Time had certainly flown by in between travelling back and forth to Italy to sort some family business, then Nona came to visit and soon all my spare time went writing. Without me even realising it, weeks had passed without Ortensia been able to sit behind the desk.
Actually, the plan was to go back blogging last week, but an injured husband and some unexpected DIY job got in the way.
Last Saturday, the travelling husband and daughter number one went out to the lake for the day, while I and daughter number two went to the shopping center to buy a birthday present. With the start of the school, in fact, you are inevitably trapped in the terrifying and expensive spiral of the birthday parties.
By 5:00pm, father and daughter were surprisingly back already.
Daughter number one came in first and immediately warned me that the travelling husband could be slightly cranky because he missed a few birds that, apparently, were a child play.
I said nothing, as I learn to joy inside every time a poor animal is spared and won’t end up in my freezer.
As soon he stepped into the house too, I noticed there was something odd but I couldn’t quite figure out what it was.
Then I realised that his head was completely tilted on one side.
Because his face is asymmetric, he always keeps his head slightly bent, but this was different. His right ear nearly touched the shoulder.
“What had happened”, I exclaimed.
“Well, you know the little pain I felt this morning when I got up?”
“Well it got worse, and the wind on the boat didn’t help.”
“Defo”, I said, still incredulous that he managed to stay out all day and drive for over two hours with that stiff neck. I also thought that the pain he had this morning must have been far worse than he said and that he had been a total “moron” to go hunting anyway, but, once again, I kept it for myself.
Then, I thought of what daughter number one said about her father shooting badly, and I really hoped she had said nothing to him because then, I bet he was cranky.
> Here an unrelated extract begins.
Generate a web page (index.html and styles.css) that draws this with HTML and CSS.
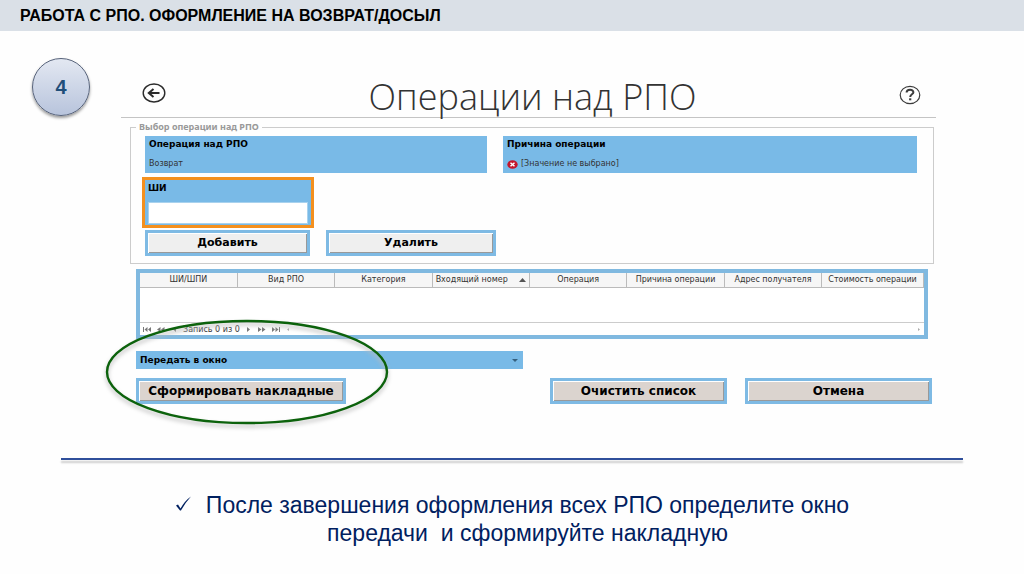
FILE: index.html
```html
<!DOCTYPE html>
<html lang="ru">
<head>
<meta charset="utf-8">
<meta name="viewport" content="width=device-width, initial-scale=1">
<title>Работа с РПО</title>
<link rel="stylesheet" href="styles.css">
</head>
<body>
<header class="topbar"><h1 class="topbar-title">РАБОТА С РПО. ОФОРМЛЕНИЕ НА ВОЗВРАТ/ДОСЫЛ</h1></header>
<main class="slide">
  <div class="step-column"><div class="step">4</div></div>
  <section class="window">
    <div class="titlebar">
      <button class="icon-button back" type="button" aria-label="Назад">
        <svg width="24" height="20" viewBox="0 0 24 20" fill="none" stroke="#2b2b2b"><ellipse cx="12" cy="10" rx="10.8" ry="9" stroke-width="1.4"/><path d="M6.5 10H17.5M11.5 6L6.8 10l4.7 4" stroke-width="2"/></svg>
      </button>
      <h2 class="window-title">Операции над РПО</h2>
      <button class="icon-button help" type="button" aria-label="Справка">
        <svg width="22" height="20" viewBox="0 0 22 20" fill="none" stroke="#3c3c3c"><ellipse cx="11" cy="10" rx="9.8" ry="8.6" stroke-width="1.2"/><path d="M7.6 7.6C7.6 4 14.4 4 14.4 7.2C14.4 9.4 11.2 9.2 11.2 12" stroke-width="2"/><path d="M11.2 13.3v2" stroke-width="2.2"/></svg>
      </button>
    </div>

    <fieldset class="group">
      <legend class="legend">Выбор операции над РПО</legend>
      <div class="fields">
        <div class="field">
          <span class="field-label">Операция над РПО</span>
          <span class="field-value">Возврат</span>
        </div>
        <div class="field">
          <span class="field-label">Причина операции</span>
          <span class="field-value">
            <svg class="error" width="11" height="9" viewBox="0 0 11 9"><ellipse cx="5.5" cy="4.5" rx="5.2" ry="4.3" fill="#c4162c"/><path d="M3.5 2.7l4 3.6M7.5 2.7l-4 3.6" stroke="#fff" stroke-width="1.5"/></svg>
            [Значение не выбрано]
          </span>
        </div>
      </div>
      <div class="code">
        <label class="field-label" for="code">ШИ</label>
        <input class="code-input" id="code" type="text">
      </div>
      <div class="edit-actions">
        <button class="button light" type="button">Добавить</button>
        <button class="button light" type="button">Удалить</button>
      </div>
    </fieldset>

    <div class="list">
      <table class="table">
        <thead><tr>
          <th>ШИ/ШПИ</th><th>Вид РПО</th><th>Категория</th>
          <th><span class="sort">Входящий номер <svg width="7" height="4" viewBox="0 0 7 4"><path d="M0 4L3.5 0L7 4z" fill="#555"/></svg></span></th>
          <th>Операция</th><th>Причина операции</th><th>Адрес получателя</th><th class="last">Стоимость операции</th>
        </tr></thead>
      </table>
      <div class="navigator">
        <button class="nav" type="button" aria-label="Первая"><svg width="8" height="5" viewBox="0 0 8 5"><path d="M0 0h1v5H0zM4.5 0v5L1.5 2.5zM8 0v5L5 2.5z"/></svg></button>
        <button class="nav" type="button" aria-label="Предыдущая страница"><svg width="8" height="5" viewBox="0 0 8 5"><path d="M3.5 0v5L0 2.5zM7.5 0v5L4 2.5z"/></svg></button>
        <button class="nav" type="button" aria-label="Предыдущая"><svg width="6" height="5" viewBox="0 0 6 5"><path d="M5 0v5L2 2.5z"/></svg></button>
        <span class="count">Запись 0 из 0</span>
        <button class="nav" type="button" aria-label="Следующая"><svg width="6" height="5" viewBox="0 0 6 5"><path d="M1 0v5l3-2.5z"/></svg></button>
        <button class="nav" type="button" aria-label="Следующая страница"><svg width="8" height="5" viewBox="0 0 8 5"><path d="M0 0v5l3.5-2.5zM4 0v5l3.5-2.5z"/></svg></button>
        <button class="nav" type="button" aria-label="Последняя"><svg width="8" height="5" viewBox="0 0 8 5"><path d="M0 0v5l3-2.5zM3.5 0v5l3-2.5zM7 0h1v5H7z"/></svg></button>
        <button class="nav scroll" type="button" aria-label="Прокрутить влево"><svg width="4" height="5" viewBox="0 0 4 5"><path d="M3 1v3L1 2.5z"/></svg></button>
        <button class="nav scroll right" type="button" aria-label="Прокрутить вправо"><svg width="4" height="5" viewBox="0 0 4 5"><path d="M1 1v3l2-1.5z"/></svg></button>
      </div>
    </div>

    <div class="footer">
      <div class="select-wrap">
        <select class="select" aria-label="Передать в окно"><option>Передать в окно</option></select>
        <svg class="arrow" width="6" height="3" viewBox="0 0 6 3"><path d="M0 0h6L3 3z" fill="#35607f"/></svg>
      </div>
      <div class="final-actions">
        <button class="button large" type="button">Сформировать накладные</button>
        <button class="button large clear" type="button">Очистить список</button>
        <button class="button large" type="button">Отмена</button>
      </div>
      <svg class="highlight" width="286" height="112" viewBox="0 0 286 112" fill="none"><ellipse cx="143" cy="54" rx="140" ry="51" stroke="#0c620c" stroke-width="2.4"/></svg>
    </div>
  </section>
</main>
<hr class="divider">
<footer class="note">
  <svg class="check" width="17" height="16" viewBox="0 0 17 16"><path d="M1 9.500L3 8.500L5.500 12.500Q10 4.500 16 0.500Q10 7 6 14.500H5Z" fill="#002060"/></svg>
  <p class="note-text">После завершения оформления всех РПО определите окно<br>передачи&nbsp; и сформируйте накладную</p>
</footer>
</body>
</html>
```
FILE: styles.css
```css
* { box-sizing: border-box; }
body {
  margin: 0;
  background: #fefefe;
  font-family: "DejaVu Sans", sans-serif;
  font-size: 8px;
  color: #333;
}
button, input, select { font: inherit; color: inherit; margin: 0; border-radius: 0; }
.topbar {
  height: 31px;
  padding: 0 20px;
  display: flex;
  align-items: center;
  background: #dae0e7;
}
.topbar-title {
  margin: 0;
  font: bold 16px/18px "Liberation Sans", sans-serif;
  color: #000;
}
.slide {
  display: grid;
  grid-template-columns: 121px 1fr;
  padding-right: 88px;
}
.step-column { padding: 27px 0 0 32px; }
.step {
  width: 58px;
  height: 58px;
  display: grid;
  place-items: center;
  border: 1px solid #56627a;
  border-radius: 50%;
  background: linear-gradient(#e3e8f2, #b8c4dc);
  box-shadow: 0 2px 3px #999;
  font: bold 20px/24px "Liberation Sans", sans-serif;
  color: #1f4e79;
}
.titlebar {
  height: 87px;
  padding: 0 14px 0 20px;
  display: grid;
  grid-template-columns: 26px 1fr 24px;
  align-items: end;
  border-bottom: 1px solid #c4c4c4;
}
.window-title {
  margin: 0;
  text-align: center;
  font: 300 36px/40px "Open Sans", sans-serif;
  color: #333;
}
.icon-button { padding: 0; border: 0; background: none; line-height: 0; }
.back { padding-bottom: 14px; }
.help { padding-bottom: 12px; }
.group {
  margin: 4px 2px 0 9px;
  padding: 4px 16px 7px 14px;
  min-width: 0;
  border: 1px solid #ccc;
}
.legend {
  margin-left: -9px;
  padding: 0 3px;
  font: bold 9px/10px "Noto Sans", sans-serif;
  color: #999;
}
.fields { display: grid; grid-template-columns: 342fr 414fr; gap: 16px; }
.field {
  height: 37px;
  padding: 2px 4px 3px;
  display: flex;
  flex-direction: column;
  justify-content: space-between;
  background: #79bae7;
}
.field-label { display: block; font: bold 9px/12px "DejaVu Sans", sans-serif; color: #000; }
.field-value { display: flex; align-items: center; gap: 3px; line-height: 12px; }
.code {
  width: 172px;
  margin: 4px 0 2px -3px;
  padding: 2px 3px 1px;
  border: 3px solid #f4901e;
  background: #79bae7;
}
.code-input {
  display: block;
  width: 100%;
  height: 22px;
  margin-top: 8px;
  padding: 0 4px;
  border: 1px solid #a9d2ee;
  background: #fff;
}
.edit-actions { display: grid; grid-template-columns: 165px 170px; gap: 16px; }
.button {
  height: 26px;
  padding: 0;
  border: 3px solid #7ebae4;
  background: #dbd4cf;
  box-shadow: inset 1px 1px #fff, inset -1px -1px #999;
  font: bold 11px/14px "DejaVu Sans", sans-serif;
  color: #000;
}
.light { background: #efefef; }
.large { font-size: 12px; }
.list {
  margin: 5px 8px 0 15px;
  height: 70px;
  display: flex;
  flex-direction: column;
  justify-content: space-between;
  border: 4px solid #80b9e0;
  background: #fff;
}
.table { width: 100%; table-layout: fixed; border-collapse: collapse; }
.table th {
  height: 14px;
  padding: 0;
  border-right: 1px solid #bbb;
  border-bottom: 1px solid #bbb;
  background: #f6f6f6;
  font-weight: normal;
  line-height: 10px;
  white-space: nowrap;
}
.table .last { width: 13%; }
.sort { display: flex; align-items: center; justify-content: space-between; padding: 0 3px; }
.navigator {
  height: 13px;
  padding: 0 3px;
  display: flex;
  align-items: center;
  gap: 6px;
  border-top: 1px solid #ccc;
}
.nav { padding: 0; border: 0; background: none; line-height: 0; fill: #777; }
.scroll { fill: #aaa; }
.right { margin-left: auto; }
.footer { position: relative; margin: 12px 4px 0 15px; }
.select-wrap { width: 387px; max-width: 100%; display: grid; align-items: center; }
.select {
  grid-area: 1 / 1;
  width: 100%;
  height: 18px;
  padding: 0 4px;
  border: 0;
  appearance: none;
  background: #79bae7;
  font: bold 9px/12px "DejaVu Sans", sans-serif;
  color: #000;
}
.arrow { grid-area: 1 / 1; justify-self: end; margin-right: 5px; pointer-events: none; }
.final-actions {
  margin-top: 9px;
  display: grid;
  grid-template-columns: 210px 1fr 177px 187px;
  column-gap: 18px;
}
.clear { grid-column: 3; }
.highlight {
  position: absolute;
  left: -32px;
  top: -33px;
  pointer-events: none;
  filter: drop-shadow(0 3px 2px #bbb);
}
.divider {
  margin: 54px 61px 0;
  border: 0;
  border-top: 2px solid #2f4f9b;
  box-shadow: 0 3px 2px #ccc;
}
.note {
  margin-top: 31px;
  display: flex;
  justify-content: center;
  gap: 14px;
}
.check { margin-top: 5px; }
.note-text {
  margin: 0;
  text-align: center;
  font: 23px/28px "Liberation Sans", sans-serif;
  color: #002060;
}
```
How he could have only held the gun is still a mystery to me. An other mystery is how she had not noticed that there was something strange in his father head. I suppose this is what they mean when they say that teenagers live in their own world.
Anyway the poor man was in real pain, but not enough to stay put . He managed to open a bottle of red wine and pour himself a glass with the intention to sip it while watching TV from the couch.
I purposely said “with the intention” because while the husband reached the couch, the glass never reached his lips; instead it reached the sofa, the wall, the floor and everything around the area.Now you would think that is not a big deal, a wet cloth and everything is wiped off. Nop, red wine is lethal, and after I spent half an hour scrubbing walls, floors, rugs, books etc etc, still one side of my kitchen sofa has reddish dots all over. The paint on the wall , on the other end, got entirely corroded. So guess what I did the following morning instead of blogging? I painted under the supervision of the man with the tilted head. He still had not realised how lucky he was that my big chopping knife was in the dishwasher and nowhere at hand reach.
Of course, the evening was not all wasted, and in the end, I did sit down and enjoyed my dinner with a glass of wine that I carefully made sure to bring straight to my lips. All the previous mayhem was forgotten.
Peace and quiet at last….until the door open and daughter number two comes in carrying a tray with hers and her sister leftover dessert. It all happened in a fraction of second, so fast that I didnt even had time to realise what was coming until Clara the dog skids away, Carla the kid stumbles, the tray flys in the air and its content lands on the floor and a bit all over any surface of my kitchen.
I scream, daughter number two screams, Clara runs, daughter number one-half steps into the kitchen with a face saying “not my fault” and the travelling husband stands up to his feet to turn his entire body in the attempt to position his head in the right trajectory to have a clear view. Kurt, stays put on the coach, for once he is not involved in the mess!
What happened is soon explained, Clara the dog who is now completely blind, bunged into Carla, the kid who, been already prone to trip, had stumbled and dropped the tray. Outcome: three broken plates, two chipped glasses and whipped cream splattered all over the kitchen cupboards ,my new lovely fridge, the bookshelf beside it and of course the floor.
Here you go woman, get that mop back out and kneel down to scrub.